_Stated problem:_
Scan the records for the string "Write"; copy each line where it occurs.

[BEGIN Data extract]

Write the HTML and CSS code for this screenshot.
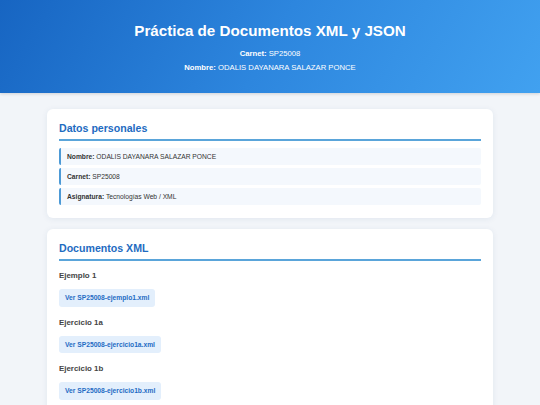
FILE: index.html
```html
<!DOCTYPE html>
<html lang="es">
<head>
<meta charset="utf-8">
<title>Práctica de Documentos XML y JSON</title>
<link rel="stylesheet" href="styles.css">
</head>
<body>
<header class="hero">
  <h1 class="hero-title">Práctica de Documentos XML y JSON</h1>
  <p class="hero-line"><strong>Carnet:</strong> SP25008</p>
  <p class="hero-line"><strong>Nombre:</strong> ODALIS DAYANARA SALAZAR PONCE</p>
</header>
<main class="container">
  <section class="card">
    <h2 class="card-title">Datos personales</h2>
    <ul class="info-list">
      <li class="info-item"><strong>Nombre:</strong> ODALIS DAYANARA SALAZAR PONCE</li>
      <li class="info-item"><strong>Carnet:</strong> SP25008</li>
      <li class="info-item"><strong>Asignatura:</strong> Tecnologías Web / XML</li>
    </ul>
  </section>
  <section class="card">
    <h2 class="card-title">Documentos XML</h2>
    <div class="doc">
      <h3 class="doc-title">Ejemplo 1</h3>
      <a class="doc-link" href="#">Ver SP25008-ejemplo1.xml</a>
    </div>
    <div class="doc">
      <h3 class="doc-title">Ejercicio 1a</h3>
      <a class="doc-link" href="#">Ver SP25008-ejercicio1a.xml</a>
    </div>
    <div class="doc">
      <h3 class="doc-title">Ejercicio 1b</h3>
      <a class="doc-link" href="#">Ver SP25008-ejercicio1b.xml</a>
    </div>
  </section>
</main>
</body>
</html>
```

FILE: styles.css
```css
* { box-sizing: border-box; }
html, body { margin: 0; padding: 0; }
body {
  background: #f2f5f9;
  font-family: "Liberation Sans", Arial, sans-serif;
  color: #333;
}
.hero {
  height: 93px;
  background: linear-gradient(120deg, #1765c2 0%, #2d86de 50%, #41a1f0 100%);
  color: #fff;
  text-align: center;
  padding-top: 22px;
  box-shadow: 0 1px 3px rgba(0,0,0,0.15);
}
.hero-title {
  margin: 0 0 7px;
  font-size: 15.2px;
  line-height: 18px;
  font-weight: bold;
}
.hero-line {
  margin: 0;
  font-size: 7.7px;
  line-height: 14px;
}
.container {
  width: 446px;
  margin: 16px auto 0;
  display: flex;
  flex-direction: column;
  gap: 11px;
}
.card {
  background: #fff;
  border-radius: 6px;
  padding: 13px 12px 13px 12px;
  box-shadow: 0 1px 6px rgba(30, 60, 110, 0.08);
}
.card-title {
  margin: 0;
  font-size: 10.6px;
  line-height: 12px;
  color: #1e6bc1;
  padding-bottom: 5px;
  border-bottom: 2px solid #5aa5da;
}
.info-list {
  list-style: none;
  margin: 7px 0 0;
  padding: 0;
  display: flex;
  flex-direction: column;
  gap: 3px;
}
.info-item {
  background: #f4f8fd;
  border-left: 2px solid #4d9ad6;
  border-radius: 2px;
  padding: 0 6px;
  font-size: 6.7px;
  line-height: 17px;
  color: #333;
}
.doc {
  margin-top: 11px;
  display: flex;
  flex-direction: column;
  align-items: flex-start;
}
.card-title + .doc { margin-top: 10px; }
.doc-title {
  margin: 0 0 8px;
  font-size: 7.9px;
  line-height: 10px;
  color: #444;
}
.doc-link {
  display: block;
  background: #e3effc;
  color: #1f6cc4;
  text-decoration: none;
  font-weight: bold;
  font-size: 6.7px;
  line-height: 17.5px;
  padding: 0 6px;
  border-radius: 3px;
}
```
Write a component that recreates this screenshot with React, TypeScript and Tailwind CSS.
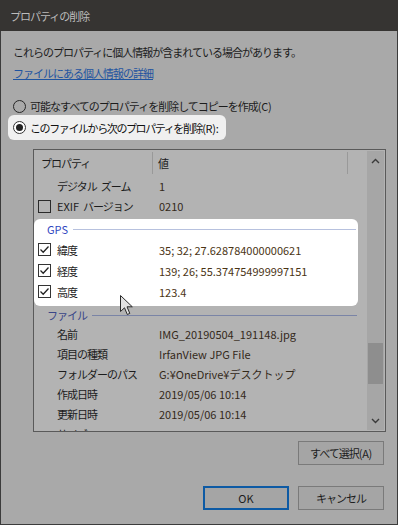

[END Data extract]

_Response to the task:_
Write the HTML and CSS code for this screenshot.
Write a component that recreates this screenshot with React, TypeScript and Tailwind CSS.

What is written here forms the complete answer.